AIM: Print nothing but the lines from the start of the listing below through the line that contains "</style></head><body>". Do not include the pictures.

>> begin

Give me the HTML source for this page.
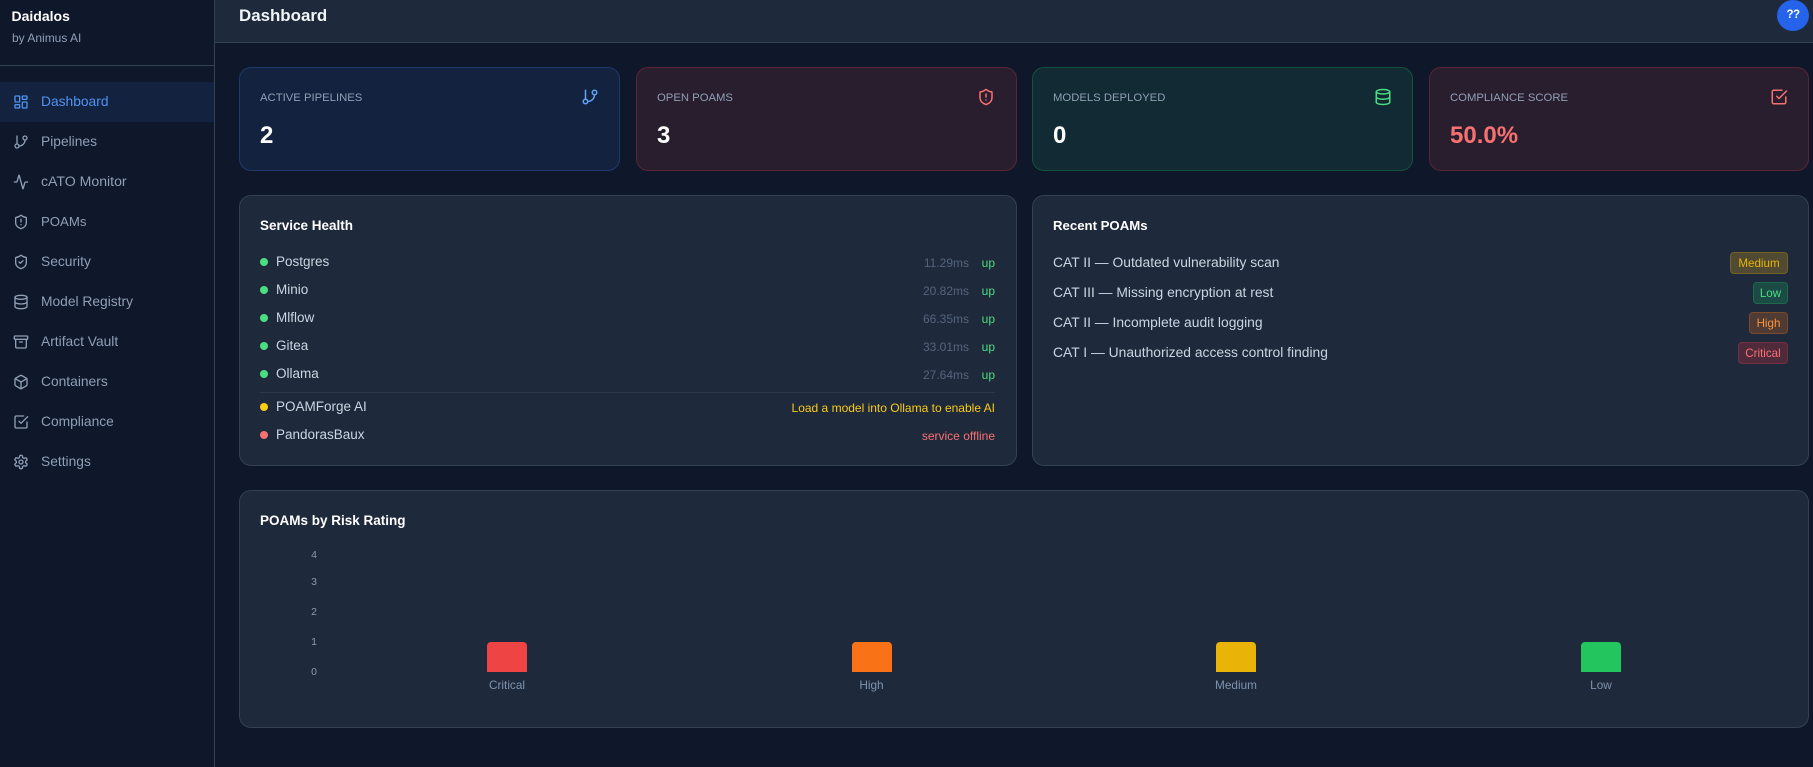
<!DOCTYPE html>
<html lang="en"><head><meta charset="utf-8"><title>Daidalos Dashboard</title>
<style>
*{box-sizing:border-box;margin:0;padding:0}
html,body{width:1813px;height:767px;overflow:hidden;background:#0f172a;font-family:"Liberation Sans",Arial,sans-serif}
.a{position:absolute;white-space:nowrap}
.t{position:absolute;white-space:nowrap;line-height:20px;height:20px}
svg{position:absolute;fill:none;stroke:currentColor;stroke-width:2;stroke-linecap:round;stroke-linejoin:round}
.sb{position:absolute;left:0;top:0;width:215px;height:767px;background:#0f172a;border-right:1px solid #334155}
.nav{position:absolute;left:0;width:214px;height:40px;color:#8f9fb6}
.nav .l{position:absolute;left:41px;top:10px;font-size:13.8px;line-height:20px}
.nav svg{left:13px;top:12px}
.nav.on{background:#13233f;color:#4f92f0}
.card{position:absolute;border-radius:12px;border:1px solid #334155;background:#1e293b}
.s{top:67px;height:104px;width:381px}
.s .lb{position:absolute;left:20px;top:20px;font-size:11.3px;line-height:20px;color:#8f9fb6;white-space:nowrap}
.s .v{position:absolute;left:20px;top:52px;font-size:24px;line-height:32px;font-weight:700;color:#fff}
.s svg{left:341px;top:20px}
.h3{font-size:13.5px;font-weight:700;color:#fff}
.dot{position:absolute;width:8px;height:8px;border-radius:50%;left:260px}
.nm{font-size:13.5px;color:#cbd5e1;left:276px}
.ms{font-size:12px;color:#55647d;right:844px}
.up{font-size:12px;color:#4ade80;right:818px}
.rp{font-size:13.85px;color:#cbd5e1;left:1053px}
.b{position:absolute;left:auto;right:25px;height:22px;border-radius:4px;border:1px solid;font-size:11.6px;line-height:22px;text-align:center;white-space:nowrap}
.bar{position:absolute;top:642px;width:40px;height:30px;border-radius:4px 4px 0 0}
.tk{position:absolute;font-size:10.5px;line-height:14px;color:#8a9bb3;width:12px;text-align:center;left:308px}
.xl{position:absolute;top:678px;font-size:11.8px;line-height:14px;color:#7f93ad;width:100px;text-align:center}
</style></head><body>

<div class="a" style="left:215px;top:0;width:1598px;height:43px;background:#1e293b;border-bottom:1px solid #334155"></div>
<div class="t" style="left:239px;top:5px;font-size:16.9px;line-height:22px;height:22px;font-weight:700;color:#f1f5f9">Dashboard</div>
<div class="a" style="left:1777px;top:0;width:32px;height:31px;border-radius:50%;background:#2563eb;color:#fff;font-size:11.5px;font-weight:700;line-height:31px;text-align:center;letter-spacing:-.5px">??</div>

<div class="sb">
<div class="a" style="left:0;top:65px;width:214px;height:1px;background:#334155"></div>
<div class="t" style="left:11.5px;top:6px;font-size:14px;font-weight:700;color:#fff">Daidalos</div>
<div class="t" style="left:12px;top:28px;font-size:12px;color:#8f9fb6">by Animus AI</div>

<div class="nav on" style="top:82px"><svg width="16" height="16" viewBox="0 0 24 24"><rect x="3" y="3" width="7" height="9" rx="1"/><rect x="14" y="3" width="7" height="5" rx="1"/><rect x="14" y="12" width="7" height="9" rx="1"/><rect x="3" y="16" width="7" height="5" rx="1"/></svg><span class="l">Dashboard</span></div>
<div class="nav" style="top:122px"><svg width="16" height="16" viewBox="0 0 24 24"><line x1="6" y1="3" x2="6" y2="15"/><circle cx="18" cy="6" r="3"/><circle cx="6" cy="18" r="3"/><path d="M18 9a9 9 0 0 1-9 9"/></svg><span class="l">Pipelines</span></div>
<div class="nav" style="top:162px"><svg width="16" height="16" viewBox="0 0 24 24"><path d="M22 12h-2.48a2 2 0 0 0-1.93 1.46l-2.35 8.36a.25.25 0 0 1-.48 0L9.24 2.18a.25.25 0 0 0-.48 0l-2.35 8.36A2 2 0 0 1 4.49 12H2"/></svg><span class="l" style="font-size:14.1px;top:9px">cATO Monitor</span></div>
<div class="nav" style="top:202px"><svg width="16" height="16" viewBox="0 0 24 24"><path d="M20 13c0 5-3.5 7.5-7.66 8.95a1 1 0 0 1-.67-.01C7.5 20.5 4 18 4 13V6a1 1 0 0 1 1-1c2 0 4.5-1.2 6.24-2.72a1.17 1.17 0 0 1 1.52 0C14.51 3.81 17 5 19 5a1 1 0 0 1 1 1z"/><path d="M12 8v4"/><path d="M12 16h.01"/></svg><span class="l" style="font-size:13.2px">POAMs</span></div>
<div class="nav" style="top:242px"><svg width="16" height="16" viewBox="0 0 24 24"><path d="M20 13c0 5-3.5 7.5-7.66 8.95a1 1 0 0 1-.67-.01C7.5 20.5 4 18 4 13V6a1 1 0 0 1 1-1c2 0 4.5-1.2 6.24-2.72a1.17 1.17 0 0 1 1.52 0C14.51 3.81 17 5 19 5a1 1 0 0 1 1 1z"/><path d="m9 12 2 2 4-4"/></svg><span class="l">Security</span></div>
<div class="nav" style="top:282px"><svg width="16" height="16" viewBox="0 0 24 24"><ellipse cx="12" cy="5" rx="9" ry="3"/><path d="M3 5V19A9 3 0 0 0 21 19V5"/><path d="M3 12A9 3 0 0 0 21 12"/></svg><span class="l">Model Registry</span></div>
<div class="nav" style="top:322px"><svg width="16" height="16" viewBox="0 0 24 24"><rect x="2" y="3" width="20" height="5" rx="1"/><path d="M4 8v11a2 2 0 0 0 2 2h12a2 2 0 0 0 2-2V8"/><path d="M10 12h4"/></svg><span class="l">Artifact Vault</span></div>
<div class="nav" style="top:362px"><svg width="16" height="16" viewBox="0 0 24 24"><path d="M21 8a2 2 0 0 0-1-1.73l-7-4a2 2 0 0 0-2 0l-7 4A2 2 0 0 0 3 8v8a2 2 0 0 0 1 1.73l7 4a2 2 0 0 0 2 0l7-4A2 2 0 0 0 21 16Z"/><path d="m3.3 7 8.7 5 8.7-5"/><path d="M12 22V12"/></svg><span class="l">Containers</span></div>
<div class="nav" style="top:402px"><svg width="16" height="16" viewBox="0 0 24 24"><path d="m9 11 3 3L22 4"/><path d="M21 12v7a2 2 0 0 1-2 2H5a2 2 0 0 1-2-2V5a2 2 0 0 1 2-2h11"/></svg><span class="l">Compliance</span></div>
<div class="nav" style="top:442px"><svg width="16" height="16" viewBox="0 0 24 24"><path d="M12.22 2h-.44a2 2 0 0 0-2 2v.18a2 2 0 0 1-1 1.73l-.43.25a2 2 0 0 1-2 0l-.15-.08a2 2 0 0 0-2.73.73l-.22.38a2 2 0 0 0 .73 2.73l.15.1a2 2 0 0 1 1 1.72v.51a2 2 0 0 1-1 1.74l-.15.09a2 2 0 0 0-.73 2.73l.22.38a2 2 0 0 0 2.73.73l.15-.08a2 2 0 0 1 2 0l.43.25a2 2 0 0 1 1 1.73V20a2 2 0 0 0 2 2h.44a2 2 0 0 0 2-2v-.18a2 2 0 0 1 1-1.73l.43-.25a2 2 0 0 1 2 0l.15.08a2 2 0 0 0 2.73-.73l.22-.39a2 2 0 0 0-.73-2.73l-.15-.08a2 2 0 0 1-1-1.74v-.5a2 2 0 0 1 1-1.74l.15-.09a2 2 0 0 0 .73-2.73l-.22-.38a2 2 0 0 0-2.73-.73l-.15.08a2 2 0 0 1-2 0l-.43-.25a2 2 0 0 1-1-1.73V4a2 2 0 0 0-2-2z"/><circle cx="12" cy="12" r="3"/></svg><span class="l">Settings</span></div>
</div>

<div class="card s" style="left:239px;background:#13233f;border-color:#1e3a6b">
<div class="lb">ACTIVE PIPELINES</div><div class="v">2</div>
<svg style="color:#60a5fa" width="18" height="18" viewBox="0 0 24 24"><line x1="6" y1="3" x2="6" y2="15"/><circle cx="18" cy="6" r="3"/><circle cx="6" cy="18" r="3"/><path d="M18 9a9 9 0 0 1-9 9"/></svg>
</div>
<div class="card s" style="left:636px;background:#291e2e;border-color:#5b2533">
<div class="lb">OPEN POAMS</div><div class="v">3</div>
<svg style="color:#f87171;left:340px" width="18" height="18" viewBox="0 0 24 24"><path d="M20 13c0 5-3.5 7.5-7.66 8.95a1 1 0 0 1-.67-.01C7.5 20.5 4 18 4 13V6a1 1 0 0 1 1-1c2 0 4.5-1.2 6.24-2.72a1.17 1.17 0 0 1 1.52 0C14.51 3.81 17 5 19 5a1 1 0 0 1 1 1z"/><path d="M12 8v4"/><path d="M12 16h.01"/></svg>
</div>
<div class="card s" style="left:1032px;background:#122a33;border-color:#14523e">
<div class="lb">MODELS DEPLOYED</div><div class="v">0</div>
<svg style="color:#4ade80;left:341px" width="18" height="18" viewBox="0 0 24 24"><ellipse cx="12" cy="5" rx="9" ry="3"/><path d="M3 5V19A9 3 0 0 0 21 19V5"/><path d="M3 12A9 3 0 0 0 21 12"/></svg>
</div>
<div class="card s" style="left:1429px;width:380px;background:#291e2e;border-color:#5b2533">
<div class="lb">COMPLIANCE SCORE</div><div class="v" style="color:#f87171">50.0%</div>
<svg style="color:#f87171;left:340px" width="18" height="18" viewBox="0 0 24 24"><path d="m9 11 3 3L22 4"/><path d="M21 12v7a2 2 0 0 1-2 2H5a2 2 0 0 1-2-2V5a2 2 0 0 1 2-2h11"/></svg>
</div>

<div class="card" style="left:239px;top:195px;width:778px;height:271px"></div>
<div class="t h3" style="left:260px;top:216px">Service Health</div>
<div class="dot" style="top:258px;background:#4ade80"></div><div class="t nm" style="top:252px">Postgres</div><div class="t ms" style="top:253px">11.29ms</div><div class="t up" style="top:253px">up</div>
<div class="dot" style="top:286px;background:#4ade80"></div><div class="t nm" style="top:280px">Minio</div><div class="t ms" style="top:281px">20.82ms</div><div class="t up" style="top:281px">up</div>
<div class="dot" style="top:314px;background:#4ade80"></div><div class="t nm" style="top:308px">Mlflow</div><div class="t ms" style="top:309px">66.35ms</div><div class="t up" style="top:309px">up</div>
<div class="dot" style="top:342px;background:#4ade80"></div><div class="t nm" style="top:336px">Gitea</div><div class="t ms" style="top:337px">33.01ms</div><div class="t up" style="top:337px">up</div>
<div class="dot" style="top:370px;background:#4ade80"></div><div class="t nm" style="top:364px">Ollama</div><div class="t ms" style="top:365px">27.64ms</div><div class="t up" style="top:365px">up</div>
<div class="a" style="left:260px;top:392px;width:735px;height:1px;background:#2c394c"></div>
<div class="dot" style="top:403px;background:#facc15"></div><div class="t nm" style="top:397px">POAMForge AI</div><div class="t" style="top:398px;right:818px;font-size:12px;color:#facc15">Load a model into Ollama to enable AI</div>
<div class="dot" style="top:431px;background:#f87171"></div><div class="t nm" style="top:425px">PandorasBaux</div><div class="t" style="top:426px;right:818px;font-size:12px;color:#f87171">service offline</div>

<div class="card" style="left:1032px;top:195px;width:777px;height:271px"></div>
<div class="t h3" style="left:1053px;top:216px;font-size:13.2px">Recent POAMs</div>
<div class="t rp" style="top:252px">CAT II — Outdated vulnerability scan</div>
<div class="t rp" style="top:282px">CAT III — Missing encryption at rest</div>
<div class="t rp" style="top:312px">CAT II — Incomplete audit logging</div>
<div class="t rp" style="top:342px">CAT I — Unauthorized access control finding</div>
<div class="b" style="top:252px;width:58px;color:#eab308;background:#4f4a31;border-color:#746322">Medium</div>
<div class="b" style="top:282px;width:35px;color:#4ade80;background:#1c4a45;border-color:#1e6a4a">Low</div>
<div class="b" style="top:312px;width:39px;color:#fb923c;background:#4f3b33;border-color:#7a4a2a">High</div>
<div class="b" style="top:342px;width:50px;color:#f87171;background:#4f2a3b;border-color:#743042">Critical</div>

<div class="card" style="left:239px;top:490px;width:1570px;height:238px"></div>
<div class="t h3" style="left:260px;top:511px">POAMs by Risk Rating</div>
<div class="tk" style="top:548px">4</div>
<div class="tk" style="top:575px">3</div>
<div class="tk" style="top:605px">2</div>
<div class="tk" style="top:635px">1</div>
<div class="tk" style="top:665px">0</div>
<div class="bar" style="left:487px;background:#ef4444"></div>
<div class="bar" style="left:851.5px;background:#f97316"></div>
<div class="bar" style="left:1216px;background:#eab308"></div>
<div class="bar" style="left:1581px;background:#22c55e"></div>
<div class="xl" style="left:457px">Critical</div>
<div class="xl" style="left:821.5px">High</div>
<div class="xl" style="left:1186px">Medium</div>
<div class="xl" style="left:1551px">Low</div>
</body></html>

>> end

TASK RESULT:
Give me the HTML source for this page.
<!DOCTYPE html>
<html lang="en"><head><meta charset="utf-8"><title>Daidalos Dashboard</title>
<style>
*{box-sizing:border-box;margin:0;padding:0}
html,body{width:1813px;height:767px;overflow:hidden;background:#0f172a;font-family:"Liberation Sans",Arial,sans-serif}
.a{position:absolute;white-space:nowrap}
.t{position:absolute;white-space:nowrap;line-height:20px;height:20px}
svg{position:absolute;fill:none;stroke:currentColor;stroke-width:2;stroke-linecap:round;stroke-linejoin:round}
.sb{position:absolute;left:0;top:0;width:215px;height:767px;background:#0f172a;border-right:1px solid #334155}
.nav{position:absolute;left:0;width:214px;height:40px;color:#8f9fb6}
.nav .l{position:absolute;left:41px;top:10px;font-size:13.8px;line-height:20px}
.nav svg{left:13px;top:12px}
.nav.on{background:#13233f;color:#4f92f0}
.card{position:absolute;border-radius:12px;border:1px solid #334155;background:#1e293b}
.s{top:67px;height:104px;width:381px}
.s .lb{position:absolute;left:20px;top:20px;font-size:11.3px;line-height:20px;color:#8f9fb6;white-space:nowrap}
.s .v{position:absolute;left:20px;top:52px;font-size:24px;line-height:32px;font-weight:700;color:#fff}
.s svg{left:341px;top:20px}
.h3{font-size:13.5px;font-weight:700;color:#fff}
.dot{position:absolute;width:8px;height:8px;border-radius:50%;left:260px}
.nm{font-size:13.5px;color:#cbd5e1;left:276px}
.ms{font-size:12px;color:#55647d;right:844px}
.up{font-size:12px;color:#4ade80;right:818px}
.rp{font-size:13.85px;color:#cbd5e1;left:1053px}
.b{position:absolute;left:auto;right:25px;height:22px;border-radius:4px;border:1px solid;font-size:11.6px;line-height:22px;text-align:center;white-space:nowrap}
.bar{position:absolute;top:642px;width:40px;height:30px;border-radius:4px 4px 0 0}
.tk{position:absolute;font-size:10.5px;line-height:14px;color:#8a9bb3;width:12px;text-align:center;left:308px}
.xl{position:absolute;top:678px;font-size:11.8px;line-height:14px;color:#7f93ad;width:100px;text-align:center}
</style></head><body>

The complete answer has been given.